* [Requirements]:
Among the entries below, find the lines with "this" and copy them.

## START Given information

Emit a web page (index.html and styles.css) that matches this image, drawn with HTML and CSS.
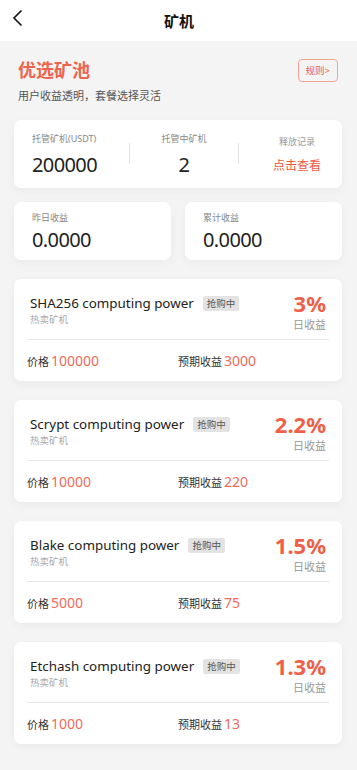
FILE: index.html
```html
<!DOCTYPE html>
<html lang="zh">
<head>
<meta charset="utf-8">
<meta name="viewport" content="width=device-width, initial-scale=1">
<title>矿机</title>
<link rel="stylesheet" href="styles.css">
</head>
<body>
<div class="header">
  <svg class="back" width="12" height="18" viewBox="0 0 12 18"><polyline points="9.5,1.5 2,9 9.5,16.5" fill="none" stroke="#111" stroke-width="1.6"/></svg>
  <div class="title">矿机</div>
</div>
<div class="main">
  <div class="intro">
    <div>
      <h1 class="intro-title">优选矿池</h1>
      <p class="intro-sub">用户收益透明，套餐选择灵活</p>
    </div>
    <div class="rule">规则&gt;</div>
  </div>

  <div class="card stats">
    <div class="col col1">
      <div class="s-label">托管矿机(USDT)</div>
      <div class="s-value">200000</div>
    </div>
    <div class="vline"></div>
    <div class="col col2">
      <div class="s-label">托管中矿机</div>
      <div class="s-value">2</div>
    </div>
    <div class="vline"></div>
    <div class="col col3">
      <div class="s-label s-label3">释放记录</div>
      <div class="s-link">点击查看</div>
    </div>
  </div>

  <div class="boxes">
    <div class="card box">
      <div class="s-label b-label">昨日收益</div>
      <div class="s-value b-value">0.0000</div>
    </div>
    <div class="card box">
      <div class="s-label b-label">累计收益</div>
      <div class="s-value b-value">0.0000</div>
    </div>
  </div>

  <div class="card prod">
    <div class="prod-top">
      <div class="prod-left">
        <div class="prod-name-row"><span class="prod-name">SHA256 computing power</span><span class="badge">抢购中</span></div>
        <div class="prod-sub">热卖矿机</div>
      </div>
      <div class="prod-right">
        <div class="pct">3%</div>
        <div class="pct-label">日收益</div>
      </div>
    </div>
    <div class="prod-bot">
      <div class="half"><span class="k">价格</span><span class="v">100000</span></div>
      <div class="half"><span class="k">预期收益</span><span class="v">3000</span></div>
    </div>
  </div>

  <div class="card prod">
    <div class="prod-top">
      <div class="prod-left">
        <div class="prod-name-row"><span class="prod-name">Scrypt computing power</span><span class="badge">抢购中</span></div>
        <div class="prod-sub">热卖矿机</div>
      </div>
      <div class="prod-right">
        <div class="pct">2.2%</div>
        <div class="pct-label">日收益</div>
      </div>
    </div>
    <div class="prod-bot">
      <div class="half"><span class="k">价格</span><span class="v">10000</span></div>
      <div class="half"><span class="k">预期收益</span><span class="v">220</span></div>
    </div>
  </div>

  <div class="card prod">
    <div class="prod-top">
      <div class="prod-left">
        <div class="prod-name-row"><span class="prod-name">Blake computing power</span><span class="badge">抢购中</span></div>
        <div class="prod-sub">热卖矿机</div>
      </div>
      <div class="prod-right">
        <div class="pct">1.5%</div>
        <div class="pct-label">日收益</div>
      </div>
    </div>
    <div class="prod-bot">
      <div class="half"><span class="k">价格</span><span class="v">5000</span></div>
      <div class="half"><span class="k">预期收益</span><span class="v">75</span></div>
    </div>
  </div>

  <div class="card prod">
    <div class="prod-top">
      <div class="prod-left">
        <div class="prod-name-row"><span class="prod-name">Etchash computing power</span><span class="badge">抢购中</span></div>
        <div class="prod-sub">热卖矿机</div>
      </div>
      <div class="prod-right">
        <div class="pct">1.3%</div>
        <div class="pct-label">日收益</div>
      </div>
    </div>
    <div class="prod-bot">
      <div class="half"><span class="k">价格</span><span class="v">1000</span></div>
      <div class="half"><span class="k">预期收益</span><span class="v">13</span></div>
    </div>
  </div>
</div>
</body>
</html>
```

FILE: styles.css
```css
* { box-sizing: border-box; }
html, body { margin: 0; padding: 0; }
body {
  background: #f4f4f4;
  font-family: "Noto Sans", "Noto Sans CJK SC", sans-serif;
  color: #222;
  min-height: 770px;
}
.header {
  height: 41px;
  background: #fff;
  display: flex;
  align-items: center;
  justify-content: center;
  position: relative;
}
.back {
  position: absolute;
  left: 12px;
  top: 8.5px;
}
.title {
  font-size: 15px;
  font-weight: 700;
  color: #111;
  line-height: 20px;
  margin-left: 1px;
}
.main {
  padding: 0 15px 27px 14px;
}
.intro {
  display: flex;
  justify-content: space-between;
  align-items: flex-start;
  padding: 17px 4px 0 4px;
  margin-bottom: 16px;
}
.intro-title {
  margin: 0;
  font-size: 18px;
  line-height: 24px;
  font-weight: 700;
  color: #ef644d;
}
.intro-sub {
  margin: 6px 0 0;
  font-size: 11px;
  line-height: 16px;
  color: #555;
}
.rule {
  margin-top: 1px;
  height: 23px;
  padding: 0 7px;
  border: 1px solid #f2a497;
  border-radius: 4px;
  font-size: 9.5px;
  line-height: 21px;
  color: #e6634f;
}
.card {
  background: #fff;
  border-radius: 7px;
  box-shadow: 0 3px 10px rgba(0, 0, 0, 0.045);
}
.stats {
  height: 68px;
  display: flex;
  align-items: flex-start;
  padding: 0 21px 0 18px;
}
.col { padding-top: 12px; }
.col1 { width: 97px; }
.col2 { width: 108px; text-align: center; }
.col3 { margin-left: auto; text-align: center; padding-top: 15px; }
.s-label {
  font-size: 9px;
  line-height: 14px;
  color: #888;
}
.s-label3 { color: #999; }
.s-value {
  margin-top: 6px;
  font-size: 20px;
  line-height: 26px;
  color: #222;
  letter-spacing: -0.6px;
}
.s-link {
  margin-top: 8px;
  font-size: 12px;
  line-height: 18px;
  color: #f0583f;
}
.vline {
  width: 1px;
  height: 21px;
  margin-top: 23px;
  background: #e2e2e2;
}
.boxes {
  display: flex;
  gap: 14px;
  margin-top: 14px;
}
.box {
  flex: 1;
  height: 58px;
  padding: 9px 0 0 18px;
}
.b-value { margin-top: 2px; }
.prod {
  height: 102px;
  margin-top: 19px;
  padding: 0 13px;
}
.prod-top {
  height: 61px;
  display: flex;
  justify-content: space-between;
  padding: 0 3px;
  border-bottom: 1px solid #e6e6e6;
}
.prod-left { padding-top: 13px; }
.prod-name-row {
  display: flex;
  align-items: center;
  height: 22px;
}
.prod-name {
  font-size: 13.4px;
  line-height: 22px;
  color: #222;
}
.badge {
  margin-left: 9px;
  height: 15px;
  padding: 0 4px;
  background: #e3e3e3;
  border-radius: 2px;
  font-size: 9.5px;
  line-height: 15px;
  color: #555;
}
.prod-sub {
  font-size: 9.5px;
  line-height: 12px;
  color: #aaa;
}
.prod-right {
  padding-top: 12px;
  text-align: right;
}
.pct {
  font-size: 22px;
  line-height: 24px;
  font-weight: 700;
  color: #f05f48;
}
.pct-label {
  margin-top: 3px;
  font-size: 11px;
  line-height: 13px;
  color: #999;
}
.prod-bot {
  height: 40px;
  display: flex;
  align-items: center;
}
.half { flex: 1; }
.k {
  font-size: 11px;
  color: #333;
}
.v {
  margin-left: 2px;
  font-size: 14px;
  color: #f26a5a;
}
```
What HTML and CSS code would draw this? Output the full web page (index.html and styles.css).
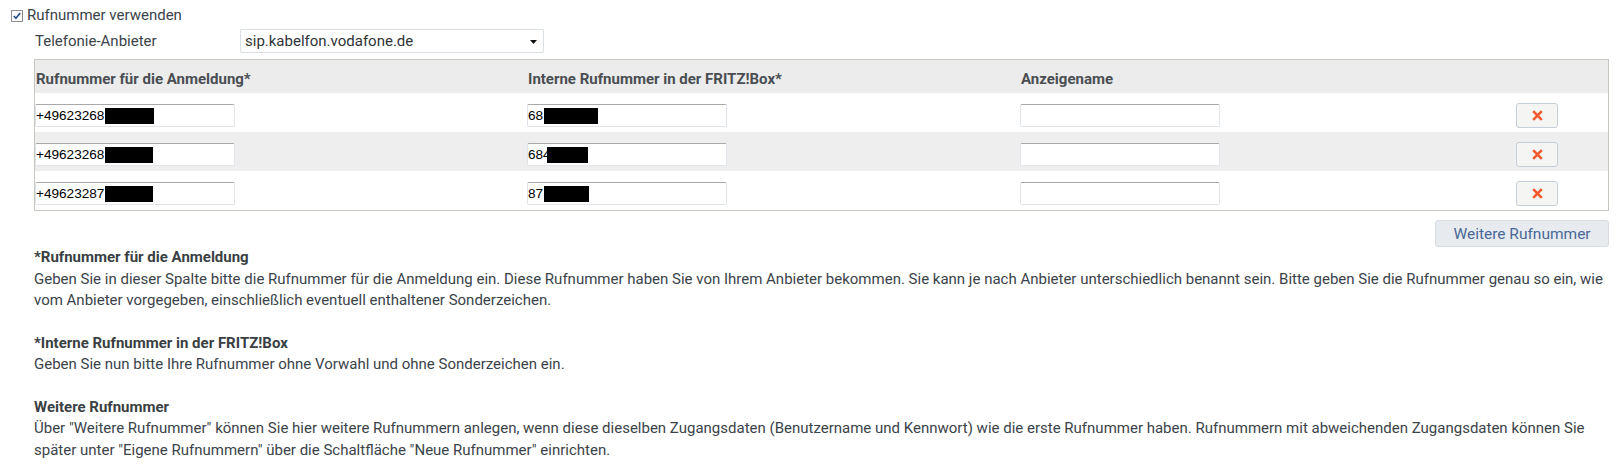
FILE: index.html
```html
<!DOCTYPE html>
<html lang="de">
<head>
<meta charset="utf-8">
<title>Rufnummer</title>
<link rel="stylesheet" href="styles.css">
</head>
<body>
<div class="page">
  <label class="use-row">
    <span class="cb">
      <svg width="12" height="12" viewBox="0 0 12 12"><rect x="0.5" y="0.5" width="11" height="11" fill="#fdfdfd" stroke="#8b8d92"/><path d="M2.8 6 L4.9 8.3 L9.2 3" fill="none" stroke="#2b4d8c" stroke-width="1.7"/></svg>
    </span>
    <span>Rufnummer verwenden</span>
  </label>

  <div class="section">
    <div class="provider-row">
      <span class="provider-label">Telefonie-Anbieter</span>
      <div class="select">
        <span class="select-value">sip.kabelfon.vodafone.de</span>
        <svg class="select-arrow" width="7" height="4" viewBox="0 0 7 4"><path d="M0 0 H7 L3.5 4 Z" fill="#111"/></svg>
      </div>
    </div>

    <div class="numbers">
      <div class="grid head">
        <div class="hcell">Rufnummer für die Anmeldung*</div>
        <div class="hcell">Interne Rufnummer in der FRITZ!Box*</div>
        <div class="hcell">Anzeigename</div>
        <div class="hcell"></div>
      </div>
      <div class="grid row">
        <div class="cell"><div class="field">+49623268<span class="redact w49"></span></div></div>
        <div class="cell"><div class="field">68<span class="redact w54"></span></div></div>
        <div class="cell"><div class="field"></div></div>
        <div class="cell"><button class="del" type="button"><svg width="11" height="11" viewBox="0 0 11 11"><path d="M1.2 1.2 L9.8 9.8 M9.8 1.2 L1.2 9.8" stroke="#f4592f" stroke-width="2.6"/></svg></button></div>
      </div>
      <div class="grid row alt">
        <div class="cell"><div class="field">+49623268<span class="redact w48"></span></div></div>
        <div class="cell"><div class="field">684<span class="redact w41 over"></span></div></div>
        <div class="cell"><div class="field"></div></div>
        <div class="cell"><button class="del" type="button"><svg width="11" height="11" viewBox="0 0 11 11"><path d="M1.2 1.2 L9.8 9.8 M9.8 1.2 L1.2 9.8" stroke="#f4592f" stroke-width="2.6"/></svg></button></div>
      </div>
      <div class="grid row">
        <div class="cell"><div class="field">+49623287<span class="redact w48"></span></div></div>
        <div class="cell"><div class="field">87<span class="redact w45"></span></div></div>
        <div class="cell"><div class="field"></div></div>
        <div class="cell"><button class="del" type="button"><svg width="11" height="11" viewBox="0 0 11 11"><path d="M1.2 1.2 L9.8 9.8 M9.8 1.2 L1.2 9.8" stroke="#f4592f" stroke-width="2.6"/></svg></button></div>
      </div>
    </div>

    <div class="actions">
      <button class="more" type="button">Weitere Rufnummer</button>
    </div>

    <div class="help">
      <p><strong>*Rufnummer für die Anmeldung</strong><br>Geben Sie in dieser Spalte bitte die Rufnummer für die Anmeldung ein. Diese Rufnummer haben Sie von Ihrem Anbieter bekommen. Sie kann je nach Anbieter unterschiedlich benannt sein. Bitte geben Sie die Rufnummer genau so ein, wie vom Anbieter vorgegeben, einschließlich eventuell enthaltener Sonderzeichen.</p>
      <p><strong>*Interne Rufnummer in der FRITZ!Box</strong><br>Geben Sie nun bitte Ihre Rufnummer ohne Vorwahl und ohne Sonderzeichen ein.</p>
      <p><strong>Weitere Rufnummer</strong><br>Über "Weitere Rufnummer" können Sie hier weitere Rufnummern anlegen, wenn diese dieselben Zugangsdaten (Benutzername und Kennwort) wie die erste Rufnummer haben. Rufnummern mit abweichenden Zugangsdaten können Sie später unter "Eigene Rufnummern" über die Schaltfläche "Neue Rufnummer" einrichten.</p>
    </div>
  </div>
</div>
</body>
</html>
```
FILE: styles.css
```css
html, body {
  margin: 0;
  padding: 0;
  background: #ffffff;
}
body {
  font-family: Roboto, "Liberation Sans", sans-serif;
  font-size: 15px;
  color: #3b434a;
}
.page {
  padding: 5px 8px 0 8px;
}
.use-row {
  display: flex;
  align-items: center;
  height: 21px;
  line-height: 21px;
}
.cb {
  display: inline-flex;
  width: 12px;
  height: 12px;
  margin: 1px 4px 0 3px;
}
.section {
  margin-left: 26px;
}
.provider-row {
  display: flex;
  align-items: center;
  margin-top: 3px;
  height: 24px;
}
.provider-label {
  width: 206px;
  padding-left: 1px;
  box-sizing: border-box;
}
.select {
  position: relative;
  display: flex;
  align-items: center;
  width: 304px;
  height: 24px;
  box-sizing: border-box;
  border: 1px solid #d9dfe4;
  border-radius: 2px;
  padding-left: 4px;
  color: #2f3338;
  background: #fff;
}
.select-arrow {
  position: absolute;
  right: 6px;
  top: 10px;
}
.numbers {
  margin-top: 6px;
  margin-right: 3px;
  border: 1px solid #c7c7c0;
}
.grid {
  display: grid;
  grid-template-columns: 492px 493px 496px 1fr;
}
.head {
  background: #ececec;
  height: 33px;
  box-sizing: border-box;
  padding-top: 9px;
  line-height: 21px;
  font-weight: 700;
  color: #4a4e52;
}
.hcell {
  padding-left: 1px;
}
.row {
  height: 39px;
  box-sizing: border-box;
  padding-top: 10px;
  background: #ffffff;
}
.row.alt {
  background: #eeeeee;
}
.field {
  width: 200px;
  height: 23px;
  margin-top: 1px;
  box-sizing: border-box;
  background: #fff;
  border: 1px solid #dfe5ea;
  border-top-color: #a9a9a9;
  border-radius: 2px;
  display: flex;
  align-items: center;
  font-family: "Liberation Sans", Arial, sans-serif;
  font-size: 13.6px;
  color: #000;
  white-space: nowrap;
  overflow: hidden;
}
.redact {
  display: inline-block;
  height: 16px;
  background: #000;
  margin-left: 1px;
}
.redact.over { margin-left: -4px; }
.w49 { width: 49px; }
.w48 { width: 48px; }
.w54 { width: 54px; }
.w45 { width: 45px; }
.w41 { width: 41px; }
.del {
  width: 42px;
  height: 25px;
  box-sizing: border-box;
  border: 1px solid #c3ced8;
  border-radius: 3px;
  background: #f5f5f4;
  display: flex;
  align-items: center;
  justify-content: center;
  padding: 0;
  cursor: pointer;
}
.actions {
  display: flex;
  justify-content: flex-end;
  margin-top: 9px;
  margin-right: 3px;
}
.more {
  width: 174px;
  height: 27px;
  box-sizing: border-box;
  border: 1px solid #d6dce2;
  border-radius: 3px;
  background: #e7ebef;
  color: #4a6896;
  font-family: Roboto, "Liberation Sans", sans-serif;
  font-size: 15.5px;
  padding: 0;
}
.help {
  line-height: 21.5px;
}
.help p {
  margin: 0 0 21px 0;
}
.help strong {
  font-weight: 700;
  color: #3a3f44;
}
```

## END Given information

* [Right answer]:
Emit a web page (index.html and styles.css) that matches this image, drawn with HTML and CSS.
What HTML and CSS code would draw this? Output the full web page (index.html and styles.css).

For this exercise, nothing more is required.